Some people hate the idea of making that move and changing postcode. For me, I need to. I need to have that ever changing perspective and complete change in daily habits. It isn’t easy, however neither is working out. If it was easy everyone would do it and make such an experience less unique. What helped with my motivation to travel was my birthplace, my parents moved to a very small village at the top of a hill just before I was born to be closer to my mothers parents. They lived about 40 minutes away from this house, moving down from Edinburgh for work. The village we moved to was a very close knit community, one of those villages where families have resided for generations. Almost all of my friends growing up had family there and had done for some time. I guess everywhere is like this to an extent, however when I ventured a little further out of the village walls and met people from the same village, they would always ask my family name. I told them it is a family that has only lived there since 1989. It was certainly a conversation killer, I wouldn’t register on the map they tried to find me on via a surname.

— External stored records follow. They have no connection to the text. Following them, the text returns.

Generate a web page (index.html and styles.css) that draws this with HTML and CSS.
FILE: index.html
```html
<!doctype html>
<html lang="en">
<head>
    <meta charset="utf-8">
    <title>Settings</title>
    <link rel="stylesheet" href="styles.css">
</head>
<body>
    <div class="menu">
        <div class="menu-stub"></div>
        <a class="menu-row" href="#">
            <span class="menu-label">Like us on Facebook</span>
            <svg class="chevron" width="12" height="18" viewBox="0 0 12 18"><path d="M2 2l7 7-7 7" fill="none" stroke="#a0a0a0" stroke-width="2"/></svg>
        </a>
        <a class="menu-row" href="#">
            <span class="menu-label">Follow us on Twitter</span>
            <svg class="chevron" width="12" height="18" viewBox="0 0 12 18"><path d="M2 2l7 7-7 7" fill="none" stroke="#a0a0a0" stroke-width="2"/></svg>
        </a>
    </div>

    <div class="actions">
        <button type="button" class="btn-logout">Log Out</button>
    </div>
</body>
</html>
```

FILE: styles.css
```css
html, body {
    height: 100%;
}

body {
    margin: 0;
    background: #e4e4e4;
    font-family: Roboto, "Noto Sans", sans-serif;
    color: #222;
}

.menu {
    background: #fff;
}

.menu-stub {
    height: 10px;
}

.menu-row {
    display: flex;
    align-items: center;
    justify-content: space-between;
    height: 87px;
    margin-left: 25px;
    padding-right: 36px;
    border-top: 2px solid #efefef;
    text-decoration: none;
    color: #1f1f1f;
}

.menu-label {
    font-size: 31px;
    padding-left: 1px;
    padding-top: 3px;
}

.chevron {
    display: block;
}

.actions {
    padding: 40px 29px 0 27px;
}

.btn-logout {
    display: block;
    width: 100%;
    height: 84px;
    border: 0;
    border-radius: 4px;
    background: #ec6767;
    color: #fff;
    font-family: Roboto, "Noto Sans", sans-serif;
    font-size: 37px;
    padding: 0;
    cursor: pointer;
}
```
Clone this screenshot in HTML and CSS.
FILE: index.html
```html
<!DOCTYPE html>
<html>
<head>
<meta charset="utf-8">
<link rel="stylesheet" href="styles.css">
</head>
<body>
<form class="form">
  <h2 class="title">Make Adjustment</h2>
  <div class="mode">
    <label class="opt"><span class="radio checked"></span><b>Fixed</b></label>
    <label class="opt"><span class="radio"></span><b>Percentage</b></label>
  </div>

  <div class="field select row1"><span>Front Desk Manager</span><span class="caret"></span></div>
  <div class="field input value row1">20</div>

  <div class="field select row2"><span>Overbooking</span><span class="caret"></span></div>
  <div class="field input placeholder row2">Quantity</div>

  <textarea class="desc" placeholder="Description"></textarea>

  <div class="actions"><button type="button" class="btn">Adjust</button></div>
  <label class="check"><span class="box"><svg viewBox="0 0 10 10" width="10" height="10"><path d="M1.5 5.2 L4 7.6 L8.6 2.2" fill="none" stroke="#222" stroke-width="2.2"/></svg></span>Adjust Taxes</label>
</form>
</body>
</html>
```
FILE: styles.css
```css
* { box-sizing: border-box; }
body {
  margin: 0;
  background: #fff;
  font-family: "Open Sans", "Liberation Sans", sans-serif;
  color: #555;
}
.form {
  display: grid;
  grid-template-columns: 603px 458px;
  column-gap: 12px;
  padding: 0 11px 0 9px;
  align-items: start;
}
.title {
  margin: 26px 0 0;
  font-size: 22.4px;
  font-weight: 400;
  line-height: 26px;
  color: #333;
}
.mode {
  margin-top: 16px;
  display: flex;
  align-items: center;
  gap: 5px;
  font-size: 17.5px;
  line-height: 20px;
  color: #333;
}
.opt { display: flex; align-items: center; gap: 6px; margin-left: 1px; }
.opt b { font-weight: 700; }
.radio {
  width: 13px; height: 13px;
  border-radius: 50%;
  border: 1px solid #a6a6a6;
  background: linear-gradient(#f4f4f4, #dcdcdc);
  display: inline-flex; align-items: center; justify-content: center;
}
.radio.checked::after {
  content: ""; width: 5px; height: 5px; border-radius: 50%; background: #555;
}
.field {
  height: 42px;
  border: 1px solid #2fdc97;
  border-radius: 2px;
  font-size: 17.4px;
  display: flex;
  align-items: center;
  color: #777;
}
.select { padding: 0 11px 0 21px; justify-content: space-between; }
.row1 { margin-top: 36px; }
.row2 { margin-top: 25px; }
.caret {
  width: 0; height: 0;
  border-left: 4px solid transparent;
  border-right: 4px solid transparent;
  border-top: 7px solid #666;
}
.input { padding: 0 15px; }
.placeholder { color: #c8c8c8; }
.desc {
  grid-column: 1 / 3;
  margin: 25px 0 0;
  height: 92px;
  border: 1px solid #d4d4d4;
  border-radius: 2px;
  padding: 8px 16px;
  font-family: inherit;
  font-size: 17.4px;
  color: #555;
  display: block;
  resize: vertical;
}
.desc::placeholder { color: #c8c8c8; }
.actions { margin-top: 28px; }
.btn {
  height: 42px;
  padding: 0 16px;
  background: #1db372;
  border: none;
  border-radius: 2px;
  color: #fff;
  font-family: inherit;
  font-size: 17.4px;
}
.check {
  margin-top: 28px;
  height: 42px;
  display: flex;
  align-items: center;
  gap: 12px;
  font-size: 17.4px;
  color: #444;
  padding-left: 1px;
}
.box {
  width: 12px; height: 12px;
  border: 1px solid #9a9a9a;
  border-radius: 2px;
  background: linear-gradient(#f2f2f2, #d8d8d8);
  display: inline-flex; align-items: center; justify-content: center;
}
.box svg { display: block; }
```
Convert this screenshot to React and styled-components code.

I feel this factor was one that didn’t keep me in that village. I never felt like I was settled there and did not find it that difficult to go on travels. My parents and sister felt the same. Although it was home it didn’t feel like home. That said some of my friends still live there and would be surprised if they left. To them it is home.

I have found much, much more opportunity leaving that hometown than I did living there. I got homesick on my first adventure, leaving family and friends was more of an ordeal than leaving the village. But like the struggle of pushups at 6am, benefits are seen as a result. I’ve met people that I wouldn’t have had I stayed. Tried foods I have never heard of and befriended motivational people that have helped me see my own potential.

This is my fourth hometown in three continents, one that I am really enjoying so far.

21 replies »

  1. Home is what a person makes of it. We have moved many times over the years, as my husband would get restless & take job transfers when they came up. We stayed within the province but as its huge, every place had its differences from people to town/city size, to weather patterns.

    Liked by 1 person

      • Yeah, from the south border to the north border of BC alone is almost a full 24 hour drive. Its 8 hours from my city in the middle of the province to get to Vancouver.

        I always found our moves to be an adventure into a new town, different house, new people, new neighbourhoods & downtowns to learn, as well as learning to dress for different weather patterns, new schools, & friends for the kids, etc.

        Liked by 1 person

  2. You said: “Some people hate the idea of making that move and changing postcode. For me, I need to. I need to have that ever changing perspective and complete change in daily habits.”

    Oh man, that’s me exactly! Glad you said that because I always thought there was something wrong with me in wanting to change locations. But it’s fun to try something new!

    Great post.

    Liked by 1 person

  3. That is so interesting. I’ve heard of families like that who have never lived anywhere else. The same is true in the States. In a town in Texas, if you weren’t born and raised there, you weren’t one of them. Even though so many have moved into the area. When I was doing genealogy, I was fascinated by the my French great-grandfather’s family who all lived in Selencourt and they were watchmakers and clock makers. Generations after generations were born and raised and died there. The same with some of my Irish ancestors, and several Scottish ones. Their families stayed. They did not. And so they moved from Ireland to Scotland to Canada, and from Scotland to Canada, and from France to the US, and from Germany to the US and then to Canada. But from there, all those ancestors continued to move, settling the west of Canada and the US. And some of them, my family, continued to move from one place to another–for jobs mostly. Where is home? Where I’m close to family. Great post!

    Liked by 1 person

    • That was a fascinating read into your family history, thanks for sharing! Thank you for the kind words also, I’m pleased you enjoyed and I agree with your definition of ‘home’. I hope you’re having a great weekend!